Today, disaffected right-wing Tories can jump ship – or threaten to jump ship – to Ukip. As the polls stand, there are four major political parties in Britain. This may well be a natural by-product of mid-term disaffection and protest voting but the dissatisfaction of so many in Westminster and the rise of smaller parties suggests that it is even harder for a leader to represent his or her party. Now, more than ever, the quiet hardcore that keeps a political party ticking over is realising that, hey, it might actually be able to get those snooty leaders to take some of its crazier ideas seriously. For Cameron, this will probably end with him being held to ransom by the kind of Tories who believe gay marriage is “social engineering”. They will continue to make a fuss, they will continue to threaten to join Ukip and in the end he will have to either step down or lurch to the right in order to keep them happy. He will be no more representative of them than he ever was and, on top of that, he will have capitulated to them.

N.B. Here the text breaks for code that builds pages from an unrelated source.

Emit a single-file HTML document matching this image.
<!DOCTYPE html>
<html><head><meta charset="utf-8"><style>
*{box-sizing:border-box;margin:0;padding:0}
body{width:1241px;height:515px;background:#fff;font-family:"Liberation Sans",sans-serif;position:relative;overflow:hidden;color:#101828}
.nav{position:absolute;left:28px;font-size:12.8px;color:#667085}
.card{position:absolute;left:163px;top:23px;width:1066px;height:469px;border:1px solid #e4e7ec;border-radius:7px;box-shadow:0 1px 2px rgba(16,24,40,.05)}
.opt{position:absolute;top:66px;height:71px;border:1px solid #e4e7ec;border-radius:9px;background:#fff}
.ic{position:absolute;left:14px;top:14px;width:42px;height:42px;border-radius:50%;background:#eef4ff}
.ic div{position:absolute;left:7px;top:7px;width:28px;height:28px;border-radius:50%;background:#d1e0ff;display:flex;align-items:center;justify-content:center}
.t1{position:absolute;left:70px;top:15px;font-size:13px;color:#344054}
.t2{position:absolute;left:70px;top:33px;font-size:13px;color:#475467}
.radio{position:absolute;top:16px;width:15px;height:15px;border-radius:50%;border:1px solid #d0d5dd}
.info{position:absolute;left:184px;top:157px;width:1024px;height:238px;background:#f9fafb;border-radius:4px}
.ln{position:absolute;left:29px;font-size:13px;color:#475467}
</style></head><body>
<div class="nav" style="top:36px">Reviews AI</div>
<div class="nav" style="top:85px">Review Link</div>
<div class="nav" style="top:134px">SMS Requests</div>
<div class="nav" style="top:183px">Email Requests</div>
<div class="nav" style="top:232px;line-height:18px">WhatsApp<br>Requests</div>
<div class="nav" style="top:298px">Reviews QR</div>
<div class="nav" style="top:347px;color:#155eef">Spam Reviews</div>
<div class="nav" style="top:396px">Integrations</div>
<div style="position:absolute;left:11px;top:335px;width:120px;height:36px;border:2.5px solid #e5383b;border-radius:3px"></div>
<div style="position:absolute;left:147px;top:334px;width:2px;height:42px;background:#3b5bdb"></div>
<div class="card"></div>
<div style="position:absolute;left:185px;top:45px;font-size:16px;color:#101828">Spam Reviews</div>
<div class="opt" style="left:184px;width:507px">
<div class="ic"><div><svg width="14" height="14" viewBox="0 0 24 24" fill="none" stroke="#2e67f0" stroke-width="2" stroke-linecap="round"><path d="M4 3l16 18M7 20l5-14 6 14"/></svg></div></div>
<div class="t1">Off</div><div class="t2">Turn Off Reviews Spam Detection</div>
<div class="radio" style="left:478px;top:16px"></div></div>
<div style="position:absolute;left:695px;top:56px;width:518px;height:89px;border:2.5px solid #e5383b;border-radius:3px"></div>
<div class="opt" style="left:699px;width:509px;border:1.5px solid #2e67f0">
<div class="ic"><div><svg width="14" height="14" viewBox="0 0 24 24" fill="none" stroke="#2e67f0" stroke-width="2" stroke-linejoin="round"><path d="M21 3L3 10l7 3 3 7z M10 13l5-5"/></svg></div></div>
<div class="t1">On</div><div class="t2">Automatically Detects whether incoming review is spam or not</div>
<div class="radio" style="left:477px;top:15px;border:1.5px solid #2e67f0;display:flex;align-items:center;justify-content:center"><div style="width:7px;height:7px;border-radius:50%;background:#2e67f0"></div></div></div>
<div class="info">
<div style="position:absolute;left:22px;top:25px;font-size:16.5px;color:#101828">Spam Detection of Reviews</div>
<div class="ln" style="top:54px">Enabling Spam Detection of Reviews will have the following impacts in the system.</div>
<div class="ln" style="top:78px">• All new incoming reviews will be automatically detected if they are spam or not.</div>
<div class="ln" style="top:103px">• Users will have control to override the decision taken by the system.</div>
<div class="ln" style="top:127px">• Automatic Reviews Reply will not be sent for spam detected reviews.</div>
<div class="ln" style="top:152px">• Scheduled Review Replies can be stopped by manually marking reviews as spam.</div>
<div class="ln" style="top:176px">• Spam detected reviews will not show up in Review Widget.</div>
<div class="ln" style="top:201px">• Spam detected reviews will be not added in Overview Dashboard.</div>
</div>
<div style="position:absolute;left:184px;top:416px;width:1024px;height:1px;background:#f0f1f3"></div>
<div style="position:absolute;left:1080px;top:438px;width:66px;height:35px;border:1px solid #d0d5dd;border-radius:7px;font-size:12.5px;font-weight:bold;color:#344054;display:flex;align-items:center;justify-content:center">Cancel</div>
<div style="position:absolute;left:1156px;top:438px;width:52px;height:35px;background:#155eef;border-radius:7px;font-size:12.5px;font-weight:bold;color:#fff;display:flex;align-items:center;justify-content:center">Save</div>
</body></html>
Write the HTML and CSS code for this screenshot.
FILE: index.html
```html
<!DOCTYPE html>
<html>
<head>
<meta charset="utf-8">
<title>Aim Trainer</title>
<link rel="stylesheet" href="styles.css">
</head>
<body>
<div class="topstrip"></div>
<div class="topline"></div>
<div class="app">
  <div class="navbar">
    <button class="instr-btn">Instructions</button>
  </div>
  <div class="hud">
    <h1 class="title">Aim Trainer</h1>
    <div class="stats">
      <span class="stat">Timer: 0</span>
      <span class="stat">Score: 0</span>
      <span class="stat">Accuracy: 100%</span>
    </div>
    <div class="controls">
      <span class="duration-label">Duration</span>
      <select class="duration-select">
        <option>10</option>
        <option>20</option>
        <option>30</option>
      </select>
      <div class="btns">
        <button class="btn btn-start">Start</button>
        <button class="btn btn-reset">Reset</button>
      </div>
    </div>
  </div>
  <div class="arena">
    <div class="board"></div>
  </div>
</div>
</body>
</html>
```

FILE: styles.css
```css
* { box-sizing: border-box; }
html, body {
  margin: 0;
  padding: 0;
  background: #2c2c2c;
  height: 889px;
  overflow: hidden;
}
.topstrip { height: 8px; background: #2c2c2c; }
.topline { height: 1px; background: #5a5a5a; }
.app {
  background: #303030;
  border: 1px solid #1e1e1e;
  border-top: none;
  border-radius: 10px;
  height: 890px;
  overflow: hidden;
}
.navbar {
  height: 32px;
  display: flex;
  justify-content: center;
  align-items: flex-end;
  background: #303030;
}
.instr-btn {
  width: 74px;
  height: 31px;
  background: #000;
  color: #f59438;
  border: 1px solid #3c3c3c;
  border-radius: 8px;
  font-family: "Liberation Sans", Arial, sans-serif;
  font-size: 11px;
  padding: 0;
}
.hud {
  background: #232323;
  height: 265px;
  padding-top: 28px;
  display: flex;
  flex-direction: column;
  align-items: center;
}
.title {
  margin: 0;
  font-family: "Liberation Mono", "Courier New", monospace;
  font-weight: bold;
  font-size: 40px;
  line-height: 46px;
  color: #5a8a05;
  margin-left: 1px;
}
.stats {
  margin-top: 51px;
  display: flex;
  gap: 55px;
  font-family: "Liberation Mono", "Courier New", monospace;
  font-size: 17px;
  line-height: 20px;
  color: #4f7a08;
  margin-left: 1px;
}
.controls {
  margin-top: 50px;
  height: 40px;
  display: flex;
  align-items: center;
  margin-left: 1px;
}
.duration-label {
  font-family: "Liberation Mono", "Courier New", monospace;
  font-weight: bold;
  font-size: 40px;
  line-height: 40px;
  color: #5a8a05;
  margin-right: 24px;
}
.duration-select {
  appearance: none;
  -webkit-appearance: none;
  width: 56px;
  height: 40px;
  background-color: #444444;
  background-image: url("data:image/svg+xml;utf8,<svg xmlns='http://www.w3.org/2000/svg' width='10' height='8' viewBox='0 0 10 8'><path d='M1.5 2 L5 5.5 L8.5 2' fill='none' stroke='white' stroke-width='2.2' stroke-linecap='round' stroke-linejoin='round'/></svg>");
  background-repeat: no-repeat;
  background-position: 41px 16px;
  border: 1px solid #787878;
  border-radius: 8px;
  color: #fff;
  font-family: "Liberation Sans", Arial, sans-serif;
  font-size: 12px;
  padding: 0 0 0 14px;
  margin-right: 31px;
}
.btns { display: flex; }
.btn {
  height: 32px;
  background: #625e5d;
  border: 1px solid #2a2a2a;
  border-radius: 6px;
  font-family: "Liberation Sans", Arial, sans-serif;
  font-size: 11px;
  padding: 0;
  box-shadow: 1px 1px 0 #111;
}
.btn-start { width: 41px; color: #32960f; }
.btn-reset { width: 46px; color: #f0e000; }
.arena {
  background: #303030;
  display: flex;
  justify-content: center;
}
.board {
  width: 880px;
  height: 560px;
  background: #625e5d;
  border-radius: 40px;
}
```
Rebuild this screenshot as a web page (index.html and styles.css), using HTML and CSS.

To win elections, leaders have to move beyond their party’s core and reach out to a wider public. The balance is a fine one because, after all, these leaders only got where they are with the support of that core. Like a band that seeks greater sales following a cult first release, political leaders can compromise themselves by doing the equivalent of releasing a “we’ve gone pop” second album. Cameron is struggling with this balance. The country already thought he might be an Etonian who secretly laughed at their commonness behind their back, now his party seem convinced that’s what he’s doing to them. He’ll be very lucky to ever get to the point where people can recognise that look in his eye, that look that says: “I’d give up the leadership, but who’d replace me?”